Task brief.
Give, as a bare number, the count of lines that contain the word "screenshot".

[start Provided data]

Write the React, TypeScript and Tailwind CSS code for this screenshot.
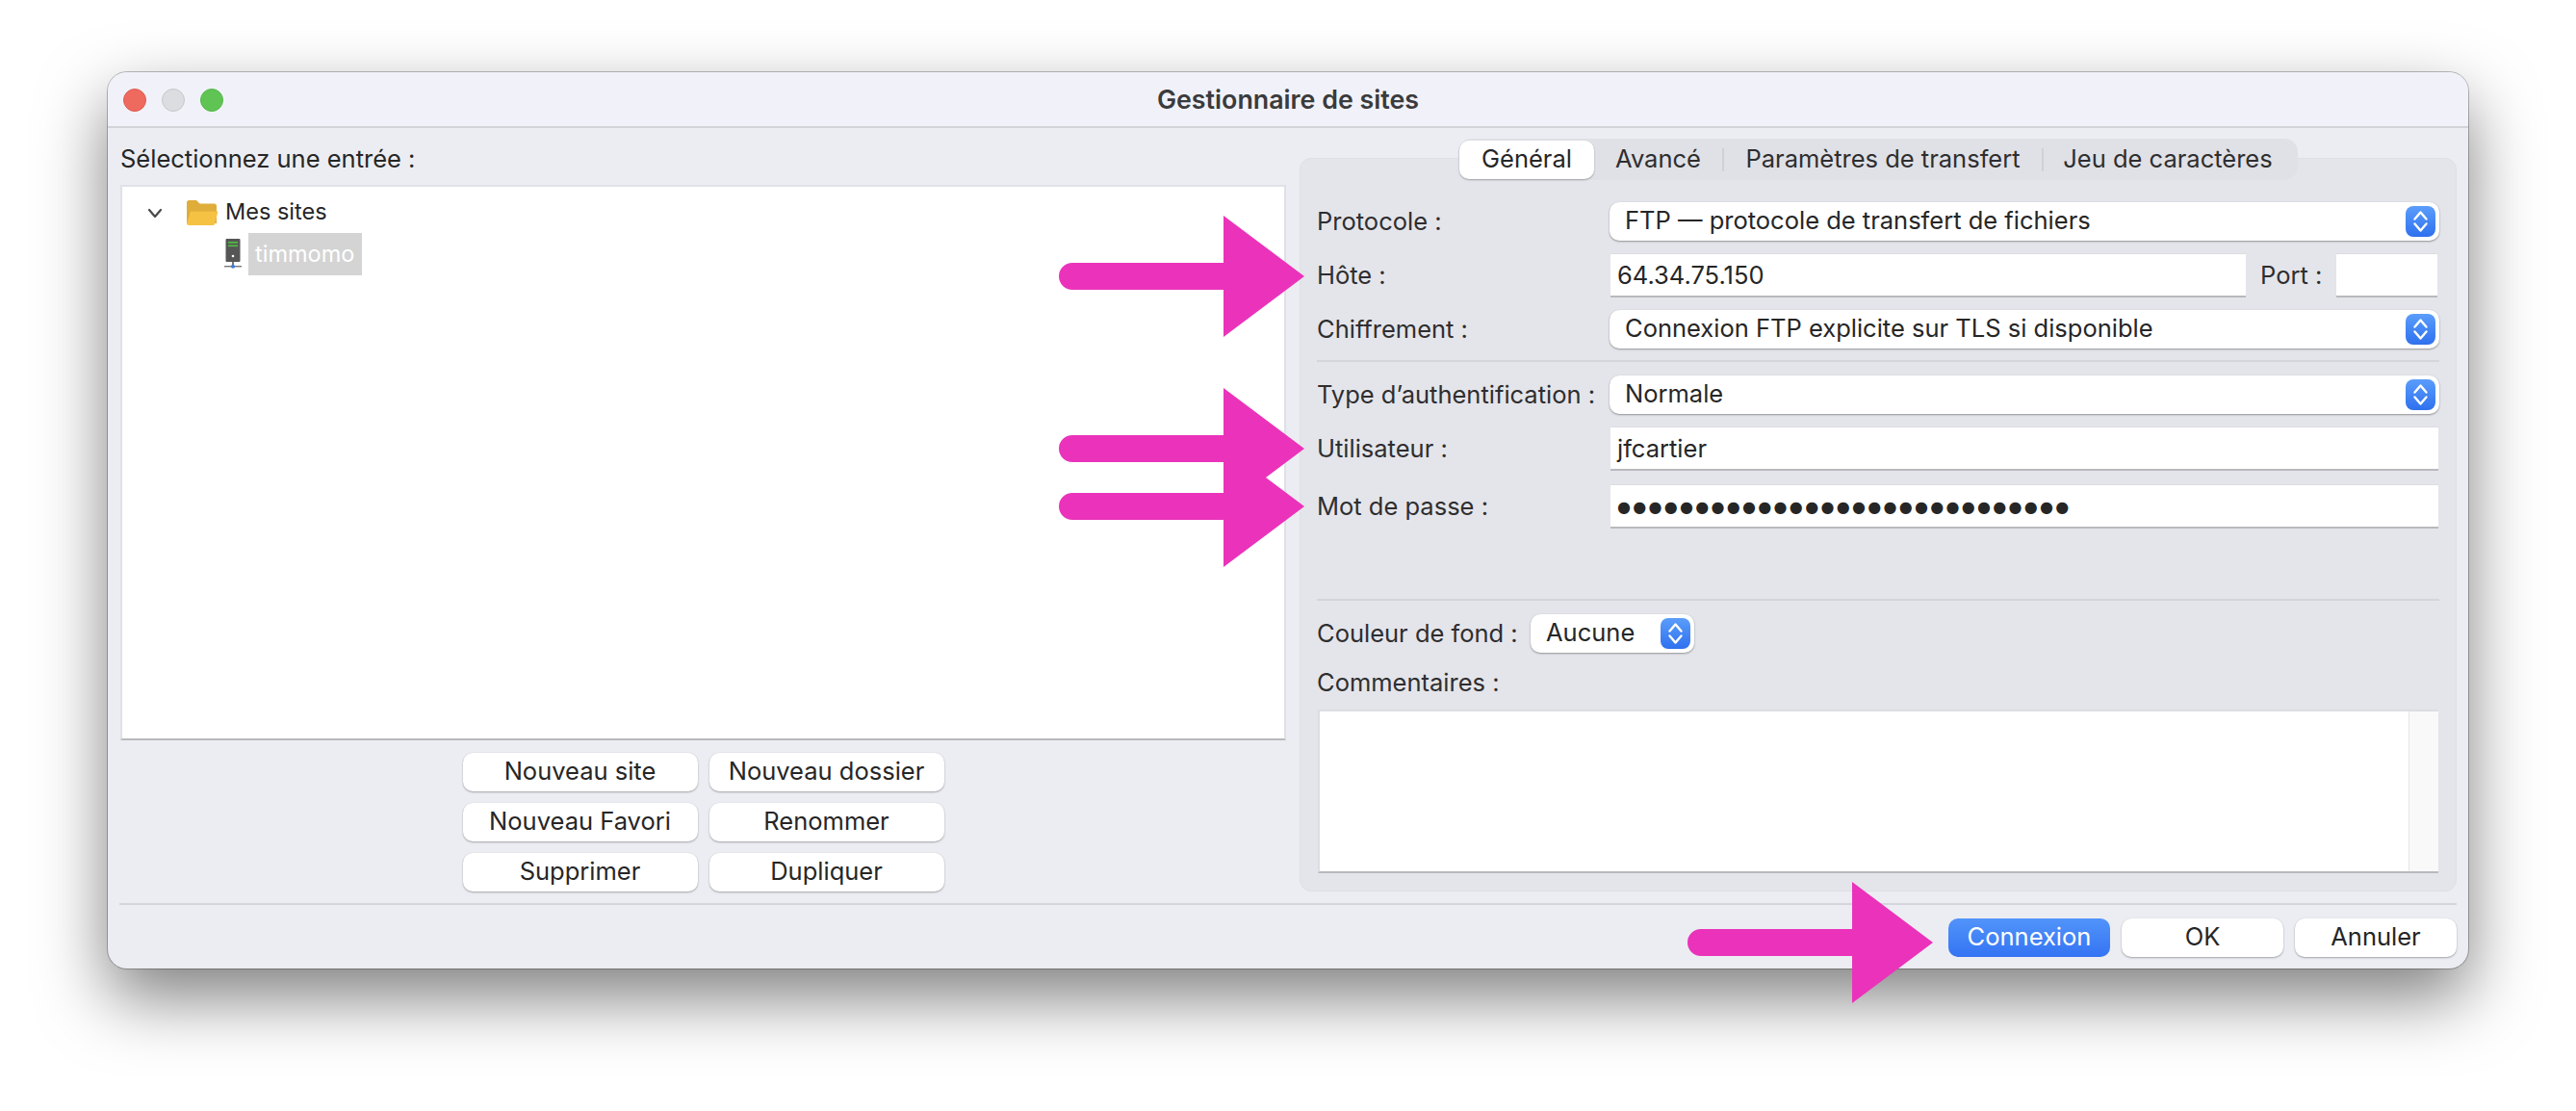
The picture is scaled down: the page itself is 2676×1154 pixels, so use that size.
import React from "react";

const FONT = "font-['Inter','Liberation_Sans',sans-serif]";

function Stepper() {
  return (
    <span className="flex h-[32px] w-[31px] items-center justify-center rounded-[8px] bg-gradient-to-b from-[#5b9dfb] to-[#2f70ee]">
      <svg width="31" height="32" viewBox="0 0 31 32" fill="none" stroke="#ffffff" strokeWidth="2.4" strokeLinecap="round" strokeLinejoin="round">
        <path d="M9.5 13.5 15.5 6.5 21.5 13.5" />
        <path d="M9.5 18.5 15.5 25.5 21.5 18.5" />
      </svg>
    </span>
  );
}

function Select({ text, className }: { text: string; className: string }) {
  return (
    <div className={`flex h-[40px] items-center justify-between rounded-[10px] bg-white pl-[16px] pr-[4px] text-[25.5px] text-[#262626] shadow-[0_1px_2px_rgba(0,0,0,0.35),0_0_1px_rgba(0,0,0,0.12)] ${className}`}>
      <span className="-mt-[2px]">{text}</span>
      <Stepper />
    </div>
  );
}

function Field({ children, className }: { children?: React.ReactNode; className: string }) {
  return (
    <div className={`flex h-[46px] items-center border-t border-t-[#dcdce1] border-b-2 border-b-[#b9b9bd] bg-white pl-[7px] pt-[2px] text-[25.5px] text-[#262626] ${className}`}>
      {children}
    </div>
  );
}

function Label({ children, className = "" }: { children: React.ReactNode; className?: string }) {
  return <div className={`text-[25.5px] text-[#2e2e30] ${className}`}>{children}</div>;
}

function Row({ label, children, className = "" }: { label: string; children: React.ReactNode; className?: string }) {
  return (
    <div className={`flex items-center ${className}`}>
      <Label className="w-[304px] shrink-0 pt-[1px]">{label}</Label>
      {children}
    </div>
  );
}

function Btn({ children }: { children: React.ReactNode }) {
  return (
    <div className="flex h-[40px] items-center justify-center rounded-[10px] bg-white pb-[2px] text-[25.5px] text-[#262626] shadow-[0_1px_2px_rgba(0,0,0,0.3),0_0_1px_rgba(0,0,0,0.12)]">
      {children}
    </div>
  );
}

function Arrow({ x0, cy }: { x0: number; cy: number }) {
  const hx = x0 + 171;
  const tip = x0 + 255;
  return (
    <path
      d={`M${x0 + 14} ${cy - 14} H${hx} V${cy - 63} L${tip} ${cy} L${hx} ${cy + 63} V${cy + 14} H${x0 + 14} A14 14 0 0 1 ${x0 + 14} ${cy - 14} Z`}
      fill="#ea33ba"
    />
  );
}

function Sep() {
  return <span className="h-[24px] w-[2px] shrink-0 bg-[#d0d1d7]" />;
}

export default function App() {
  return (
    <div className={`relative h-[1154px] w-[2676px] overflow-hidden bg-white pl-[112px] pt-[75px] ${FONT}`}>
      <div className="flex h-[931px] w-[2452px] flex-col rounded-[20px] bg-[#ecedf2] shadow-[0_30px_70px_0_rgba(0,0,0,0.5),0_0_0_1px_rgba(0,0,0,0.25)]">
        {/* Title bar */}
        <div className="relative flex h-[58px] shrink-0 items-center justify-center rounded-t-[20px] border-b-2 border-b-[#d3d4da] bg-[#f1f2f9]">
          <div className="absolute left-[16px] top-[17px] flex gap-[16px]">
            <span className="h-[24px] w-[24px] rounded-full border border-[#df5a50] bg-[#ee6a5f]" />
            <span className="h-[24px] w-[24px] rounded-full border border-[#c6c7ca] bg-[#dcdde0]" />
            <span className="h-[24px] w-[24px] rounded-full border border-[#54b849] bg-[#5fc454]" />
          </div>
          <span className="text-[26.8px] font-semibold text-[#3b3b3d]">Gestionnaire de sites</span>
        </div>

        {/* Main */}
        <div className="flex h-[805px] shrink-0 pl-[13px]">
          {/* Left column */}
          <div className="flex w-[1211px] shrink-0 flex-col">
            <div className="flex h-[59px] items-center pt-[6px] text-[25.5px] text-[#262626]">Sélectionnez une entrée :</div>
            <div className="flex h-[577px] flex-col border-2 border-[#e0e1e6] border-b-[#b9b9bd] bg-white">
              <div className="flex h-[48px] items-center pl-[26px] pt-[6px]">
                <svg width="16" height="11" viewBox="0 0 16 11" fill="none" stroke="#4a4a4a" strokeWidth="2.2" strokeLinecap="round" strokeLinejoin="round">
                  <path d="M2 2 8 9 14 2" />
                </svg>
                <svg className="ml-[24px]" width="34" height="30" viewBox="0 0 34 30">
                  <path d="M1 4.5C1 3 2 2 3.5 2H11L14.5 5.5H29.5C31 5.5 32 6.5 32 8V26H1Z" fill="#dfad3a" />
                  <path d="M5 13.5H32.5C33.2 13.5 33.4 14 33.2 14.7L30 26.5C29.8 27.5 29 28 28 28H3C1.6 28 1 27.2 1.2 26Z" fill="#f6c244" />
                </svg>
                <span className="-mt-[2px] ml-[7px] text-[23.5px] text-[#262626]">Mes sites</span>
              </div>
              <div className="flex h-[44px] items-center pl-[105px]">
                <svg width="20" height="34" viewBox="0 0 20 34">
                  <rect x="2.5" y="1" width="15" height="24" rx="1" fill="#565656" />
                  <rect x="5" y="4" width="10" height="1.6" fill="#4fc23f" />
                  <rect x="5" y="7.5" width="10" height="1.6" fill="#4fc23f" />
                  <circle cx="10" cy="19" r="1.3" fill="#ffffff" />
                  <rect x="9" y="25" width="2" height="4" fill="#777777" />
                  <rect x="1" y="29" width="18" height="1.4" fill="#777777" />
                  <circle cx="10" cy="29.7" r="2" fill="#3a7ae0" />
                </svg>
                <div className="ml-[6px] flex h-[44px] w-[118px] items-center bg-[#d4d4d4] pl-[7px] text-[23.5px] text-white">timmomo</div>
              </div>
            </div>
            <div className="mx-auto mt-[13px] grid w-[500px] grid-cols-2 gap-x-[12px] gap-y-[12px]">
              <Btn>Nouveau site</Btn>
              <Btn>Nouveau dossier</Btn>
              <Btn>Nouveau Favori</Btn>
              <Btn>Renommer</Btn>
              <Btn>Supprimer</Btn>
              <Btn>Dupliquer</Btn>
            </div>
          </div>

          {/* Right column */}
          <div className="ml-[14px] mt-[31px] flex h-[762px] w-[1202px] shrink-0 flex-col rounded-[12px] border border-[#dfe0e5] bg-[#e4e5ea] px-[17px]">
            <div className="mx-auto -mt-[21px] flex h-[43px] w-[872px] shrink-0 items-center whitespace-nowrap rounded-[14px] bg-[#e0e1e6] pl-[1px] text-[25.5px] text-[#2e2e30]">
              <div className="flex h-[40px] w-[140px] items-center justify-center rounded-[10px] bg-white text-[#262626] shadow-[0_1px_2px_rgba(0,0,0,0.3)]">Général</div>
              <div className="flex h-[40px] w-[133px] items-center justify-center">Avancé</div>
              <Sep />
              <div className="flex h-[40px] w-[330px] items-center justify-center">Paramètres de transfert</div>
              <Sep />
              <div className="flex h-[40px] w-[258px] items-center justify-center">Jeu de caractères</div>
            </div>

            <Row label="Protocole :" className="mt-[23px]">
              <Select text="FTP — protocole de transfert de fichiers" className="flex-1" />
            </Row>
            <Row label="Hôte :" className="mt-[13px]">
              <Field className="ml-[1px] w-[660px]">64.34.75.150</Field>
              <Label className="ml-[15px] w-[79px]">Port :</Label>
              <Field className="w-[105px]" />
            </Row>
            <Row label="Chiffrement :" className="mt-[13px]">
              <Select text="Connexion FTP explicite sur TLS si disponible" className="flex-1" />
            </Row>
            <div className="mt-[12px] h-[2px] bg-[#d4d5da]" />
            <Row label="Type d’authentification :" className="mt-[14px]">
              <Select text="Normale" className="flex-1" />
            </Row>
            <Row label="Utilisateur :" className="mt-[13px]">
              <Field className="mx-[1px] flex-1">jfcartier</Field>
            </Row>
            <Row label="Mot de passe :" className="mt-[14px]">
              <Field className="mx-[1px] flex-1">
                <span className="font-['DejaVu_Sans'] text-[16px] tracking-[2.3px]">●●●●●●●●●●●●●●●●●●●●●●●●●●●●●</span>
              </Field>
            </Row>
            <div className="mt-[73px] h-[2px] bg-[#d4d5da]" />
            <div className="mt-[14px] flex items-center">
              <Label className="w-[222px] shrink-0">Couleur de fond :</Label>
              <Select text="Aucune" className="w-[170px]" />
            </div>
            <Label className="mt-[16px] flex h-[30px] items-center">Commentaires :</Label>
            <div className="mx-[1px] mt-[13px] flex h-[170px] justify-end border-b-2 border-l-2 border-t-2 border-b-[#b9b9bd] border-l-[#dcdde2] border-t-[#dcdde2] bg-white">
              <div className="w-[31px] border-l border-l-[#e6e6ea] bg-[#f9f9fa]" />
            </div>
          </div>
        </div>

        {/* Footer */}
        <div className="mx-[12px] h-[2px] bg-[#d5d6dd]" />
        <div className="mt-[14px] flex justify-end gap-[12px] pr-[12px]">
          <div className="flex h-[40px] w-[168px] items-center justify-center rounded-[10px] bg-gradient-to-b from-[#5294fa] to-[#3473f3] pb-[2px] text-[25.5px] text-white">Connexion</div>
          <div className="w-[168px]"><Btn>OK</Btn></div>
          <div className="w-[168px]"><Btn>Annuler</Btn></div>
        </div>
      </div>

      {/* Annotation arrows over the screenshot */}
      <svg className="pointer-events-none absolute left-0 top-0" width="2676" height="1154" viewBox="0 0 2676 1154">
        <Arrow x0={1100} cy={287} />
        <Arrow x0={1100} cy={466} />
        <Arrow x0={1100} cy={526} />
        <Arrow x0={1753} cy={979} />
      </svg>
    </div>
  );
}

[end Provided data]

Written solution.
2